When I began racing on 13 August 2013 my goal was to survive. Gradually, my goal was to do well enough to qualify for the Leadville Trail 100. I reached that goal twice in 2013. And finally, I wanted to race-in and finish the Leadville Trail 100 in under 9 hrs. I finished in 8 hrs 28 minutes. Moving forward, as my words above imply, my goals will involve making specific improvements to increase my pace ... and improve my position among the finishers. On that short list of improvements, inspired by my experiences at the Growler and Grinder, will certainly be 'improve my technical skills'. Also making the top, will be 'keep a clear head even when mistakes are made'. At the Growler, I let my mistakes get to me in lap one. With this in mind, I want to thank my friends that did so much for me when I finished that lap ... thank you for lifting my spirits so high ... your encouragement may have saved my race.
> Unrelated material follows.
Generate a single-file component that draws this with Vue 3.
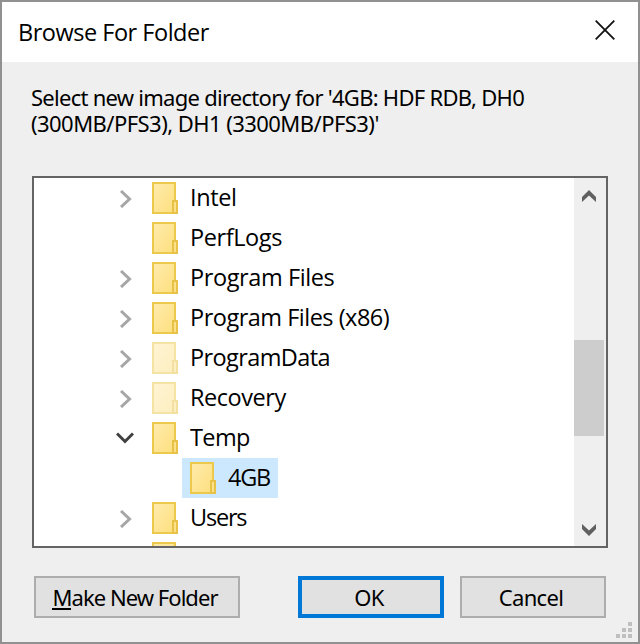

Ahead ... 40 in the Fort, Firecracker 50, Silver Rush 50 ... are significant challenges. Following these races, another rest period ... and then the ultimate Leadville Trail 100. Much to do in the meantime. After 6 hrs and 12 minutes of racing, I gave what was left and finished my last lap of the Gunnison Growler. Looking back, despite the challenges, I'm filled with inspiration ... it was a race I won't soon forget ... and one that I'll look forward to racing in again in 2015.